Records with interface code
..............................
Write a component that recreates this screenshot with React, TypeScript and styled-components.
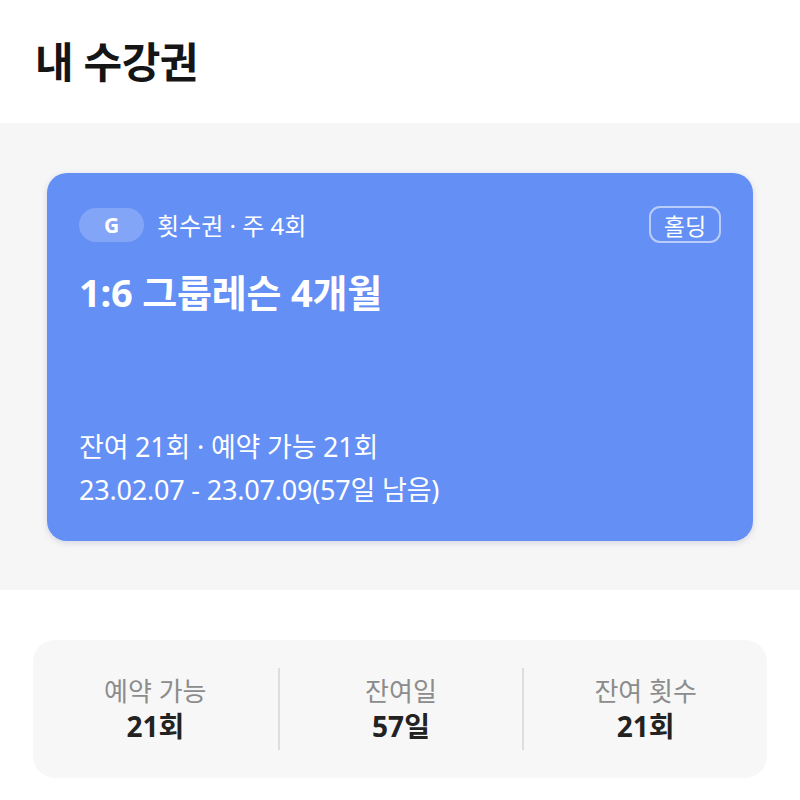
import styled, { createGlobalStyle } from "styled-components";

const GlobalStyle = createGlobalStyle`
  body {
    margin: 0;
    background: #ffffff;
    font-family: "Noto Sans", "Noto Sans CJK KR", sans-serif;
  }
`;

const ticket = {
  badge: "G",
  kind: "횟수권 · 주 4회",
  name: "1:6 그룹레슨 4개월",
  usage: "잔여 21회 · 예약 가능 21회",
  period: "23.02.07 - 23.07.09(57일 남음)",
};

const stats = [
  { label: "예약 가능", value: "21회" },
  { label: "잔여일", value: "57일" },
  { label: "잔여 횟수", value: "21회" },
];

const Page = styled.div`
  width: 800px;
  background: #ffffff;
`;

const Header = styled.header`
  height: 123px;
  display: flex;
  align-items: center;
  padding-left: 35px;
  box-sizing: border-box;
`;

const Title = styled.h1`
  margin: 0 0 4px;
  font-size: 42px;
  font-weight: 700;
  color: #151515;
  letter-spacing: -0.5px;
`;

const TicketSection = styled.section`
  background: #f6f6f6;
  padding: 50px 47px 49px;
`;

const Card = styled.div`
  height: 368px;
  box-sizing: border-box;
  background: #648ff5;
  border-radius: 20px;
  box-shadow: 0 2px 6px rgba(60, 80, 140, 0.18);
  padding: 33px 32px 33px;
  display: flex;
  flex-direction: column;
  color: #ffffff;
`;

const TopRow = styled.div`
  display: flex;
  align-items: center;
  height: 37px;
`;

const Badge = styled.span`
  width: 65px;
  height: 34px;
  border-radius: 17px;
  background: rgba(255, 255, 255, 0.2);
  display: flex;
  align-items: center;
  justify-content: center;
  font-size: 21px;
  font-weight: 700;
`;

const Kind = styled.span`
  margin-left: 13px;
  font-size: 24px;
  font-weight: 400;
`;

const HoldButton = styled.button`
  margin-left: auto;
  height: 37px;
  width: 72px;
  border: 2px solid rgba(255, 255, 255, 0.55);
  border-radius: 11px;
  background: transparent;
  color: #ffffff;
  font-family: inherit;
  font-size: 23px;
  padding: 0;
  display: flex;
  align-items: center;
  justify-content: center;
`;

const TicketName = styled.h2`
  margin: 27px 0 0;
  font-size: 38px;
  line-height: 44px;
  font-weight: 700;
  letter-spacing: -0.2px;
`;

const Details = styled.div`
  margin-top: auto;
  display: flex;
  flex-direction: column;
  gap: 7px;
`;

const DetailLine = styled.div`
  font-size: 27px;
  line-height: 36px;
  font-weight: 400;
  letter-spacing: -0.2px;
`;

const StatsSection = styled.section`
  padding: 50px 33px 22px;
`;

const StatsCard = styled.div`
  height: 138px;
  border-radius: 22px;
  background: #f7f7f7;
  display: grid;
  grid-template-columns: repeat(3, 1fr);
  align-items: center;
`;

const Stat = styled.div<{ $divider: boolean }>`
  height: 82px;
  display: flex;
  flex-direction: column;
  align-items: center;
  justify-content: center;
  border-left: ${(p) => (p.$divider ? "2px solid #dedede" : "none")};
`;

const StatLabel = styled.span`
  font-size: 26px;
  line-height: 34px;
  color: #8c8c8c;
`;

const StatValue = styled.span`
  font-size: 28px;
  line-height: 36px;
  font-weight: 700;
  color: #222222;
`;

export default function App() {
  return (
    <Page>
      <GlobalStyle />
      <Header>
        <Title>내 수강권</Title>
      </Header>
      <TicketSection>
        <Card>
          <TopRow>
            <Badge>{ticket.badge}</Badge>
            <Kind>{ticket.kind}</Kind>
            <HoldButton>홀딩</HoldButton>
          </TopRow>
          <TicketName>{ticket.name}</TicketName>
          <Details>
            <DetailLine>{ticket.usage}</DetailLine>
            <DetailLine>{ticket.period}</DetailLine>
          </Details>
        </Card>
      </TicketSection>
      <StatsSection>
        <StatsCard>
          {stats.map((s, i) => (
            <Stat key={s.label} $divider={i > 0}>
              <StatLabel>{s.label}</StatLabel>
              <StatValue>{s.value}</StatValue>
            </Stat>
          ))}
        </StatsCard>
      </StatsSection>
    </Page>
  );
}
..............................
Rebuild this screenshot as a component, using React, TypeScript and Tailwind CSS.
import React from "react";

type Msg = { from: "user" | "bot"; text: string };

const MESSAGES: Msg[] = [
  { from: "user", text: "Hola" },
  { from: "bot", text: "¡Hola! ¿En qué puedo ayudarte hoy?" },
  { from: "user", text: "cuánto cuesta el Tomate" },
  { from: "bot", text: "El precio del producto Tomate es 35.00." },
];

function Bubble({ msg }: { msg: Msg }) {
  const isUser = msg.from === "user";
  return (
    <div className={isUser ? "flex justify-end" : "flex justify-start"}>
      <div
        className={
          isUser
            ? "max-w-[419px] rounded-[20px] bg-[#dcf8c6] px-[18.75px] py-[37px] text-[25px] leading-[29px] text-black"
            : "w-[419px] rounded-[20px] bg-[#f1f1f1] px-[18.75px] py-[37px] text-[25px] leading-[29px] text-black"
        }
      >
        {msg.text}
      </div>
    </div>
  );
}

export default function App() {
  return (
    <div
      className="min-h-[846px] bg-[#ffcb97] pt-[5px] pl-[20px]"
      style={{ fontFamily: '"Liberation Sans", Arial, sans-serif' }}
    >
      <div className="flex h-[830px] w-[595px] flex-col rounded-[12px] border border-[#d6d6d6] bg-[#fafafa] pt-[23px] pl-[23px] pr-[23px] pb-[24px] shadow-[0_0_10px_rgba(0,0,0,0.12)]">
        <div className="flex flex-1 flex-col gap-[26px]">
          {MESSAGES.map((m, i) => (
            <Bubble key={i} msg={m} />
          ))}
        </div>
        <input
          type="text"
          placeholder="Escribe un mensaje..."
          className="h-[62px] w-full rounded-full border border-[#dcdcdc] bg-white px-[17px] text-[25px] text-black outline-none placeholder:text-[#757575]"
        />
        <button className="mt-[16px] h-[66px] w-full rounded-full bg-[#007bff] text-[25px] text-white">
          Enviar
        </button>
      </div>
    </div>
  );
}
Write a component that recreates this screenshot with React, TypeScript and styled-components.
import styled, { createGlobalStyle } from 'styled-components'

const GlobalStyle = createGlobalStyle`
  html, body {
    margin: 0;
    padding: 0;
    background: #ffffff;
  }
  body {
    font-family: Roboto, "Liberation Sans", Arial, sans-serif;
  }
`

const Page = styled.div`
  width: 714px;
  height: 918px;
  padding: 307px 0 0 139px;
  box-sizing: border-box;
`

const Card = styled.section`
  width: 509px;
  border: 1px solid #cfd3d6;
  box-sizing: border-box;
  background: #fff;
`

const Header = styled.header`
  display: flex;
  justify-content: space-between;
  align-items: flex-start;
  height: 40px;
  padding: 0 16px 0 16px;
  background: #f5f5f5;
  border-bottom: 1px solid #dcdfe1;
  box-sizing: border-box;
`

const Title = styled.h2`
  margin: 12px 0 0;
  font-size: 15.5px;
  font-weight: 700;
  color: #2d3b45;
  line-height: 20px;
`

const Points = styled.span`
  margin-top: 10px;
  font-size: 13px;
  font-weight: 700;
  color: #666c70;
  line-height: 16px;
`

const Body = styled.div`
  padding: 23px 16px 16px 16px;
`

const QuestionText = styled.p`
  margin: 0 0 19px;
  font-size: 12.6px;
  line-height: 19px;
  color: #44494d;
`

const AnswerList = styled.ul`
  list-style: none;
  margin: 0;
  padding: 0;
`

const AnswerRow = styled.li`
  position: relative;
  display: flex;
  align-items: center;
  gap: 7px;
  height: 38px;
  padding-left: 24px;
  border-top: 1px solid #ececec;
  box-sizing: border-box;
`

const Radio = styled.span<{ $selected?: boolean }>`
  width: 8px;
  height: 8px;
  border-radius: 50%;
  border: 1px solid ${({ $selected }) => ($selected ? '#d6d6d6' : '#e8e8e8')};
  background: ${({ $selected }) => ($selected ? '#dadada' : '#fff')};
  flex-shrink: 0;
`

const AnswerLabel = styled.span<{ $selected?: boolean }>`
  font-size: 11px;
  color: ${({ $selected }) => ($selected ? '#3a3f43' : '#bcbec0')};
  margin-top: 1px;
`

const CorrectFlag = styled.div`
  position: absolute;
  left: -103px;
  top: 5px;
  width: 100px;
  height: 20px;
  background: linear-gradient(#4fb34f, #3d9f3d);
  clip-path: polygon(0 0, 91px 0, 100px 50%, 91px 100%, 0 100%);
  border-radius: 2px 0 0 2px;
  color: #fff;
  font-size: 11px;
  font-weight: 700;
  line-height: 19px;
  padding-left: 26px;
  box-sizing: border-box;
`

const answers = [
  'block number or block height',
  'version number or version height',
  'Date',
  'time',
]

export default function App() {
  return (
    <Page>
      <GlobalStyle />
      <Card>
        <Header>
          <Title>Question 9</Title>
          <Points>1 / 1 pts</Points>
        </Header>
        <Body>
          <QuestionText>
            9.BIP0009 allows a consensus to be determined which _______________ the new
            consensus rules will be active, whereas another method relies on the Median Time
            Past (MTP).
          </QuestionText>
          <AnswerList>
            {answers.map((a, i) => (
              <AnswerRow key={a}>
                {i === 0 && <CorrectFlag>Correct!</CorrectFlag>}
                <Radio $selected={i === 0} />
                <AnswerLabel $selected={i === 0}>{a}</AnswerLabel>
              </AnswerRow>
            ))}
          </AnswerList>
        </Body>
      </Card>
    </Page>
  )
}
..............................
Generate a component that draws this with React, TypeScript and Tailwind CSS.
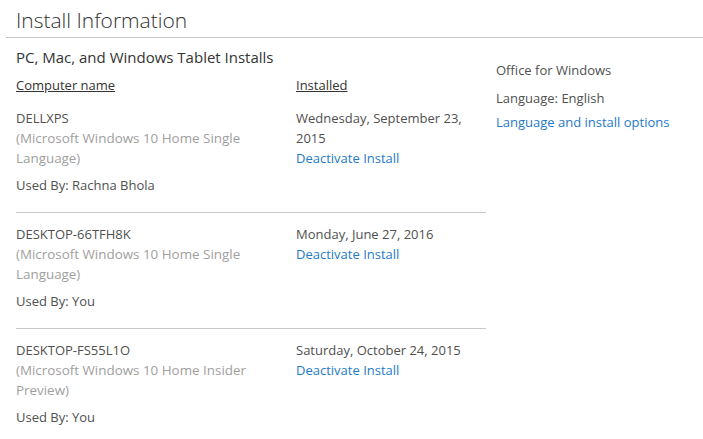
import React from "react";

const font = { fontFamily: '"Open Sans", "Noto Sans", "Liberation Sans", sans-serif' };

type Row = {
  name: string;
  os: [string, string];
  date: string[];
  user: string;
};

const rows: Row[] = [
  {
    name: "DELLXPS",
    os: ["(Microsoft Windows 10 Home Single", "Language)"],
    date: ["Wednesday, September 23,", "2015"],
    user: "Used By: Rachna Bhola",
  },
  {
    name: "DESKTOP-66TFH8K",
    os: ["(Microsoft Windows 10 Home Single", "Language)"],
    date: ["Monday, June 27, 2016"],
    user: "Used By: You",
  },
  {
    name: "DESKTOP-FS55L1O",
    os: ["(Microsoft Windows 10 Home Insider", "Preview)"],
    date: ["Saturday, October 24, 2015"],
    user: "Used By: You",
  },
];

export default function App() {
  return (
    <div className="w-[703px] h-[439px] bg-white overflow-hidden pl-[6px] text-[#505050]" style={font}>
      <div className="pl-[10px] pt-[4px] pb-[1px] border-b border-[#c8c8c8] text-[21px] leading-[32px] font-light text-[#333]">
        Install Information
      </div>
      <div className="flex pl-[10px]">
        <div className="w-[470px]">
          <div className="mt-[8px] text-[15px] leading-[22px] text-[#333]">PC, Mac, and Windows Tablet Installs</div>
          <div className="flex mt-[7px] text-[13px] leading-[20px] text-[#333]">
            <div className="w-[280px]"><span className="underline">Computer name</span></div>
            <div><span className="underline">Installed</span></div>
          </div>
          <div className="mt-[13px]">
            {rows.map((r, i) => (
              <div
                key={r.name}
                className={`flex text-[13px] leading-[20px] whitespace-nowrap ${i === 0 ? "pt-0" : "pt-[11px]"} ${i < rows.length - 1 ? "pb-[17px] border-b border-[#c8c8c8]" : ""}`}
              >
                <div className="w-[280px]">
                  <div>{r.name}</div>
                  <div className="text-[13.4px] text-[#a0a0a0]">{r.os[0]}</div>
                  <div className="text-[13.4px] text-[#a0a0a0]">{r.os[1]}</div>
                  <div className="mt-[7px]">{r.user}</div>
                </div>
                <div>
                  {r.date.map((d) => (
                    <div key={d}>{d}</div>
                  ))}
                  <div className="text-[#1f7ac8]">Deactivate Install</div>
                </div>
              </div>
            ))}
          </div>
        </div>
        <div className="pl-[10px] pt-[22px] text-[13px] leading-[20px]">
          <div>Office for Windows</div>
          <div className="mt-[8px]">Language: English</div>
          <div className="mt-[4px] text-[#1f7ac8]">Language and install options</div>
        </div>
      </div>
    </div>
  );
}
..............................
**SHORT EXERCISE**.
Copy each line that contains the word "components".

**WRITTEN SOLUTION**.
Write a component that recreates this screenshot with React, TypeScript and styled-components.
import styled, { createGlobalStyle } from "styled-components";
Write a component that recreates this screenshot with React, TypeScript and styled-components.
import styled, { createGlobalStyle } from 'styled-components'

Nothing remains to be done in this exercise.